I have come up with counterexamples to multiple proposals that involve the program predicting the future (e.g. here and here).

I find the first example here really interesting because I think it demonstrates a difference between two different sorts of future-prediction / angelic choice (and also think that it's effectively the same situation as the sequence-lock situation being discussed in this thread).

From my point of view, the reordering of the let b and let x lines in the the first example is allowed even with angelic choice being used , and the reason is that the sequence of events is as follows:

  • x is created from a pointer using exposed provenance. For the time being, the provenance is opaque, in the sense that the compiler's behaviour does not depend on it.
  • b is chosen non-deterministically.
  • Depending on the value of b, x is offset. Its provenance is still opaque (but the same as what it was previously).
  • x is dereferenced. At this point, we determine what its provenance must have been, on the basis of which address is being accessed. It is considered to have had that provenance all along (e.g. trying to access a different allocation through a copy of x would be undefined behavior).

Or in other words, I don't see the angelic choices as being made immediately. Rather, I think that sort of choice works like variables in Prolog: initially nothing is known about them, as they are used it places more constraints on what they are, if the constraints can't be fulfilled simultaneously you get a failure (in Prolog) or undefined behavior (in Rust semantics).

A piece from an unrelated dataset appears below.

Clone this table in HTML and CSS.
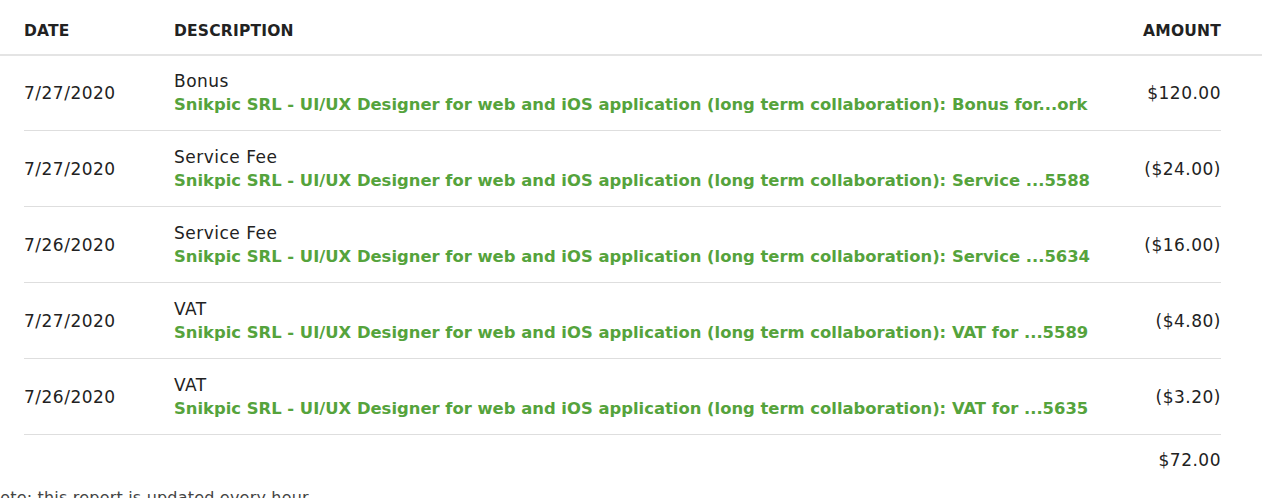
FILE: index.html
```html
<!DOCTYPE html>
<html>
<head>
<meta charset="utf-8">
<link rel="stylesheet" href="styles.css">
</head>
<body>
<div class="report">
  <div class="head">
    <div class="th">Date</div>
    <div class="th">Description</div>
    <div class="th amount">Amount</div>
  </div>
  <div class="rows">
    <div class="row">
      <div class="date">7/27/2020</div>
      <div class="desc"><div class="type">Bonus</div><a class="link">Snikpic SRL - UI/UX Designer for web and iOS application (long term collaboration): Bonus for...ork</a></div>
      <div class="amount">$120.00</div>
    </div>
    <div class="row">
      <div class="date">7/27/2020</div>
      <div class="desc"><div class="type">Service Fee</div><a class="link">Snikpic SRL - UI/UX Designer for web and iOS application (long term collaboration): Service ...5588</a></div>
      <div class="amount">($24.00)</div>
    </div>
    <div class="row">
      <div class="date">7/26/2020</div>
      <div class="desc"><div class="type">Service Fee</div><a class="link">Snikpic SRL - UI/UX Designer for web and iOS application (long term collaboration): Service ...5634</a></div>
      <div class="amount">($16.00)</div>
    </div>
    <div class="row">
      <div class="date">7/27/2020</div>
      <div class="desc"><div class="type">VAT</div><a class="link">Snikpic SRL - UI/UX Designer for web and iOS application (long term collaboration): VAT for ...5589</a></div>
      <div class="amount">($4.80)</div>
    </div>
    <div class="row">
      <div class="date">7/26/2020</div>
      <div class="desc"><div class="type">VAT</div><a class="link">Snikpic SRL - UI/UX Designer for web and iOS application (long term collaboration): VAT for ...5635</a></div>
      <div class="amount">($3.20)</div>
    </div>
    <div class="total">
      <div class="amount">$72.00</div>
    </div>
  </div>
  <p class="note">Note: this report is updated every hour</p>
</div>
</body>
</html>
```
FILE: styles.css
```css
html, body {
  margin: 0;
  padding: 0;
  background: #fff;
  overflow: hidden;
}
body {
  font-family: "DejaVu Sans", "Noto Sans", sans-serif;
  color: #222;
  font-size: 17px;
  letter-spacing: 0.5px;
}
.report {
  width: 1262px;
}
.head {
  box-sizing: border-box;
  display: grid;
  grid-template-columns: 150px 1fr auto;
  align-items: center;
  height: 56px;
  padding: 7px 41px 0 24px;
  border-bottom: 2px solid #e4e4e4;
}
.th {
  font-weight: bold;
  font-size: 15.5px;
  letter-spacing: 0.2px;
  text-transform: uppercase;
  color: #222;
}
.rows {
  margin: 0 41px 0 24px;
}
.row {
  display: grid;
  grid-template-columns: 150px 1fr auto;
  align-items: center;
  height: 75px;
  border-bottom: 1px solid #dedede;
}
.row:first-child {
  height: 74px;
}
.desc {
  line-height: 24px;
}
.type {
  color: #222;
}
.link {
  display: block;
  color: #55a33c;
  font-weight: bold;
  font-size: 16.4px;
  letter-spacing: 0;
  white-space: nowrap;
}
.amount {
  text-align: right;
}
.total {
  display: flex;
  justify-content: flex-end;
  height: 50px;
  align-items: center;
}
.note {
  margin: 0 0 0 -12px;
  padding-top: 3px;
  font-size: 16px;
  letter-spacing: 0.2px;
  color: #444;
}
```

For people who haven't seen Prolog before, it lets you write this sort of program:

A = B,
write(B),
A = 2,
write(B).

and get an output saying that B's value is unknown from the first write, and an output saying that B is 2 from the second write. (The program is evaluated in order from start to end, and yet learning more about A nonetheless lets us know more about what B is/was, without any futher information being given about B directly.)

The basic idea is that just as a Prolog implementation can't make assumptions about the value of B until it sees some evidence about what the value is, a Rust compiler can't make assumptions about what provenance is obtained from from_exposed_provenance until it sees the pointer being dereferenced in a way that puts constraints on the provenance, or about whether or not an inline-assembly block actually read memory until it can prove that the read would have been a race.

I think that this is conceptually the sort of reasoning that people want to apply to both the seqlock case (where we determine whether or not we have read from the memory, depending on whether we subsequently treat the resulting value as initialised or not) and the exposed-provenance case (where we determine which provenance the pointer had, based on which addresses it is subsequently used to access). That said, I am not convinced that this sort of reasoning is, in the abstract, always correct – based on my previous attempts to prove seqlocks correct, I suspect that it's almost right, but that merely using this Prolog-style reasoning isn't automatically enough to prove the code sound, there may be other constraints too which haven't been formalised yet.

Or in other words, this sort of argument from opaqueness is probably the most natural approach to solve this sort of problem (as opposed to doing things like changing the memory model, which is easier to prove correct), and many people seem to intuitively feel that it is obviously correct, but more effort will be needed to determine whether it actually does work, and to formally prove why. (There's an attractive informal argument why it works – while the angelically-determined information is opaque and so the compiler has no evidence to constrain it, it can't make optimisations that depend on its properties – but this argument is hard to formalize properly.)